== THE DATA ==
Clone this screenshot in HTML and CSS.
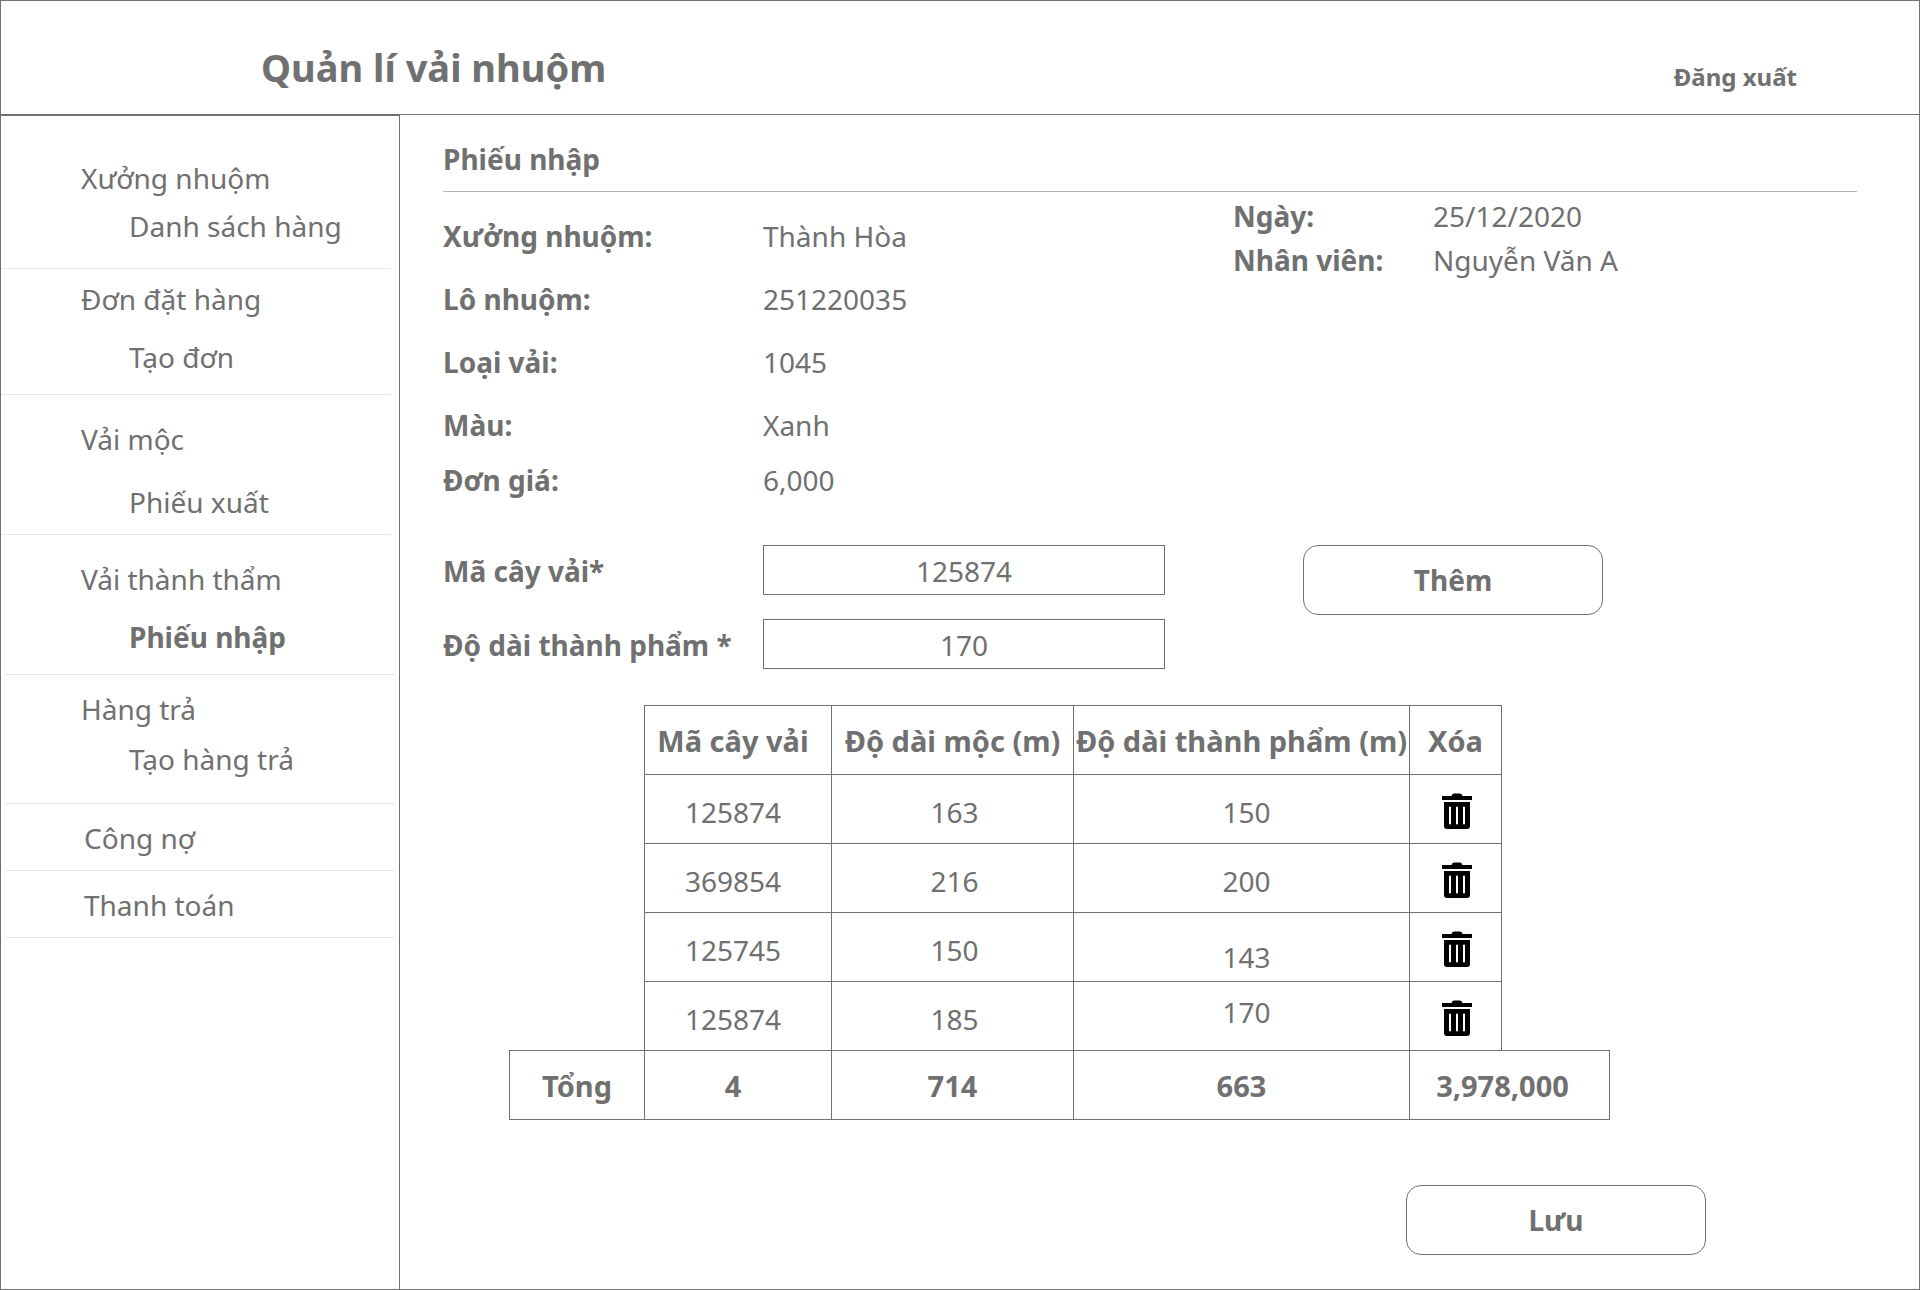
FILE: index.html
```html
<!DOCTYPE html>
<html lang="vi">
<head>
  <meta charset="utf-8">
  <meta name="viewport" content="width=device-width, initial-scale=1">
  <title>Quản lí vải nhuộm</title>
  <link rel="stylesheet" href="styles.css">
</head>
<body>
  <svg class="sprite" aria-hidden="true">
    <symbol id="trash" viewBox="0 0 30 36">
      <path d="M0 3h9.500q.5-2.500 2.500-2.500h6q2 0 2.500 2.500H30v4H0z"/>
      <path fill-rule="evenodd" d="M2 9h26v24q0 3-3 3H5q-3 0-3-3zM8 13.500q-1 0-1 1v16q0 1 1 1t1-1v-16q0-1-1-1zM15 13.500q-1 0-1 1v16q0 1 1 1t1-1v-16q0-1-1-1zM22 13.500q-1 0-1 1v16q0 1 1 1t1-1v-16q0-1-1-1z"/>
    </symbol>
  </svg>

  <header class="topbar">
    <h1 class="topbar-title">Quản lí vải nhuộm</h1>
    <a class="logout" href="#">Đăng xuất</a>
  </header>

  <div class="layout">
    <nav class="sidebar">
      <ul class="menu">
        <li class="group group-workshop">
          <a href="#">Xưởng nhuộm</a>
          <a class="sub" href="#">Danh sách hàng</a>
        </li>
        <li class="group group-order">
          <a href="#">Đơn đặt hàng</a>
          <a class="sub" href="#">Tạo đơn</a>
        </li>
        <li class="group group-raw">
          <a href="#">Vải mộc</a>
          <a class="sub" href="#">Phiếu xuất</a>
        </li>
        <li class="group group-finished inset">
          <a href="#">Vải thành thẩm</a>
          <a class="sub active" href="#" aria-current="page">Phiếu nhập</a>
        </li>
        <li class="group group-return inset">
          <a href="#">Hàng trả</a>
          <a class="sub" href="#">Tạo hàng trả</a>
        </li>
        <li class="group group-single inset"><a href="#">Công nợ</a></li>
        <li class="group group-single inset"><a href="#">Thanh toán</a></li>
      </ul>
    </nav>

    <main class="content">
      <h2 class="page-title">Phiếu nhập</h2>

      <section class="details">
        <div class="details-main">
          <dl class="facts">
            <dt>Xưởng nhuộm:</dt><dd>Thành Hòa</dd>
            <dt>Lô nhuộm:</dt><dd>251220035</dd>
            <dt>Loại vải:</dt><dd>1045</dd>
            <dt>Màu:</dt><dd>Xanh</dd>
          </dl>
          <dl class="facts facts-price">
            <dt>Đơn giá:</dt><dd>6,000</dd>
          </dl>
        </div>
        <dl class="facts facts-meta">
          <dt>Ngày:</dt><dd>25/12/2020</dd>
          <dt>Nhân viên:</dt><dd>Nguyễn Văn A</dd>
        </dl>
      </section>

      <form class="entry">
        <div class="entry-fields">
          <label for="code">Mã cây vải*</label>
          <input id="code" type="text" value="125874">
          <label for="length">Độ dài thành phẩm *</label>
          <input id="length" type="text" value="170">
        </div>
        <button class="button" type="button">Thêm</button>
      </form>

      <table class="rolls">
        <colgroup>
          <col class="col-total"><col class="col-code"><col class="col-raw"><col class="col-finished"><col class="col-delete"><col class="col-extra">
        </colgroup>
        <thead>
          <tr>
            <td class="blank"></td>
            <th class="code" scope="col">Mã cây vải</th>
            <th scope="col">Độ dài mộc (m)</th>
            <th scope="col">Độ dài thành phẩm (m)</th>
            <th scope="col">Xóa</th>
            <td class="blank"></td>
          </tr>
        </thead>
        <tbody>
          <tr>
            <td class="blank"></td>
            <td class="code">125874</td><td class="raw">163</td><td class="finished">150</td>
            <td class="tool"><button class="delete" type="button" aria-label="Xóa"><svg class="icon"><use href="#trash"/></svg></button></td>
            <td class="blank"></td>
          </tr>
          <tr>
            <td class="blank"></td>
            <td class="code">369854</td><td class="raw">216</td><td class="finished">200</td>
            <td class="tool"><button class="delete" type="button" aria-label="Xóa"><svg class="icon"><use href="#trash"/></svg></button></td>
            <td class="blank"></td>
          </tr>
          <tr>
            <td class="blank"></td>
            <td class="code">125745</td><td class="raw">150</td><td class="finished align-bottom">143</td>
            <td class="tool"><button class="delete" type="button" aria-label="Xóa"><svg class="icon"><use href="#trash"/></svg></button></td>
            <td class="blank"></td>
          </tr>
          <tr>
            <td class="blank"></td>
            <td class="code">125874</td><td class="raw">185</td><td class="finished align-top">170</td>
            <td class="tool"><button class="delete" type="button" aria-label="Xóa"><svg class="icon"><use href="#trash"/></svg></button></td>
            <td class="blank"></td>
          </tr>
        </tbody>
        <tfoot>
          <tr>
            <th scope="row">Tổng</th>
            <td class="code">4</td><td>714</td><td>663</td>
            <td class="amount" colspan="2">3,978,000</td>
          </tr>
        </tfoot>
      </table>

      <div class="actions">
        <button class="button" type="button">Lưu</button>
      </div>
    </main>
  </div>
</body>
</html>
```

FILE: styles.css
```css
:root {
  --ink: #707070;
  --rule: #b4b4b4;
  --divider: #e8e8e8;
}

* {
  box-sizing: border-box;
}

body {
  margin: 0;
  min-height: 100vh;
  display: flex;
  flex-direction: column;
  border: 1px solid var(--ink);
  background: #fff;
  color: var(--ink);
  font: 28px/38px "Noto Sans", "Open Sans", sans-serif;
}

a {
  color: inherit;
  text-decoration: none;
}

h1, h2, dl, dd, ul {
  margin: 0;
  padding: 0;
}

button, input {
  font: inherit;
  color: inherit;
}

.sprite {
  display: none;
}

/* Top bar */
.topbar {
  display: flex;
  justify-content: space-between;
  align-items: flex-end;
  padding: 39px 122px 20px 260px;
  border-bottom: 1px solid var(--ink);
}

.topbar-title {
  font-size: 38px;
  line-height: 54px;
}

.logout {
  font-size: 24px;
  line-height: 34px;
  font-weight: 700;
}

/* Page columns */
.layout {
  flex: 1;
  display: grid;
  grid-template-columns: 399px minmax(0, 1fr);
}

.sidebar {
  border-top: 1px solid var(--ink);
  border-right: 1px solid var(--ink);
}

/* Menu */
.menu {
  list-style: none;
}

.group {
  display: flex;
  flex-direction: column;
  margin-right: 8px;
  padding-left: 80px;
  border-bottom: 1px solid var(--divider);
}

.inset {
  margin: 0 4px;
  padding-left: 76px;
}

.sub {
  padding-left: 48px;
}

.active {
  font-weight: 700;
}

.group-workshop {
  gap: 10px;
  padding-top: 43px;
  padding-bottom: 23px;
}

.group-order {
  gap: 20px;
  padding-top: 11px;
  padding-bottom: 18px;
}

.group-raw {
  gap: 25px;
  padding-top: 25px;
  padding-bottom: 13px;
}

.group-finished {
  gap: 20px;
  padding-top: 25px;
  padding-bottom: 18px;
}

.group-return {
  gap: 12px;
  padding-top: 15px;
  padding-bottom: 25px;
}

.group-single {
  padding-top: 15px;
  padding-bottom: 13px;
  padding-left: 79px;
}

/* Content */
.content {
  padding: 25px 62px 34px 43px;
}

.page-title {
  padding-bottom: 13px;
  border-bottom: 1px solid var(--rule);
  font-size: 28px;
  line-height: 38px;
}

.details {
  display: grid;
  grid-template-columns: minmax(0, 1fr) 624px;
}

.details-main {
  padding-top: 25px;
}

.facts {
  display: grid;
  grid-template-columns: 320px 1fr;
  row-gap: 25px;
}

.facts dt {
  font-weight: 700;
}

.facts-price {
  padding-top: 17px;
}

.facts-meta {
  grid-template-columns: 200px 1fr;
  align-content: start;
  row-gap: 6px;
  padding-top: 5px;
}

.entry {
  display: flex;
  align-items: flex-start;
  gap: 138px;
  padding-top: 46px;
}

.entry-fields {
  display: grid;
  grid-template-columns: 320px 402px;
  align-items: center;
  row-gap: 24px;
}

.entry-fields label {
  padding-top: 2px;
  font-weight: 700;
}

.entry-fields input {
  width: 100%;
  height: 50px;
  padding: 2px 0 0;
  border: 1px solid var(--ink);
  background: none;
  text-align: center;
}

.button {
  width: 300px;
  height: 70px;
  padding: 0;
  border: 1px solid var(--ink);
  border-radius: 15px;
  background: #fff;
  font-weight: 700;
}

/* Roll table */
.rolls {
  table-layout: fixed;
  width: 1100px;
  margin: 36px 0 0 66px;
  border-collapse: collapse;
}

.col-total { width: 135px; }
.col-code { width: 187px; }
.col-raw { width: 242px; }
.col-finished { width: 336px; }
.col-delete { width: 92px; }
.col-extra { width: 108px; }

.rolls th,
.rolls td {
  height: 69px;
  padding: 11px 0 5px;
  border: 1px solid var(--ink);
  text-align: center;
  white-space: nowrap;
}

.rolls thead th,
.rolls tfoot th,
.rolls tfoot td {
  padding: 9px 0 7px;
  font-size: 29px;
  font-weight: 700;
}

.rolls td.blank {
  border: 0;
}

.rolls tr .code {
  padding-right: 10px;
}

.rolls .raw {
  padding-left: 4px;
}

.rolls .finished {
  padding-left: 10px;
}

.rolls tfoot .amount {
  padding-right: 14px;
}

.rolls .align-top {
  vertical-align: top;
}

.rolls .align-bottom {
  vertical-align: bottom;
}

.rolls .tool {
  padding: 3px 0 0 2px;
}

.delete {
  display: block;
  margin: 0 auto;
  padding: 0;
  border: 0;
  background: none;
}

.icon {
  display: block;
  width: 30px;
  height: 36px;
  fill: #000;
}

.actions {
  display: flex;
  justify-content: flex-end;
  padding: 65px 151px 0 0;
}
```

* * *

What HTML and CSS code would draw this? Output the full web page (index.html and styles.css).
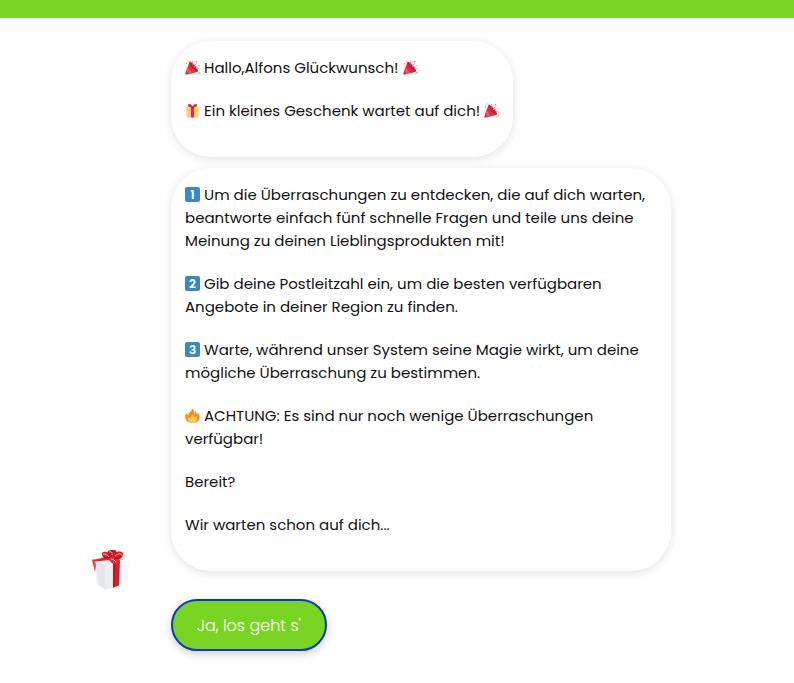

== WHAT YOU ARE ASKED TO DO ==
Pick out all lines containing the string "styles".

== EXPECTED OUTPUT ==
  <link rel="stylesheet" href="styles.css">
FILE: styles.css
What HTML and CSS code would draw this? Output the full web page (index.html and styles.css).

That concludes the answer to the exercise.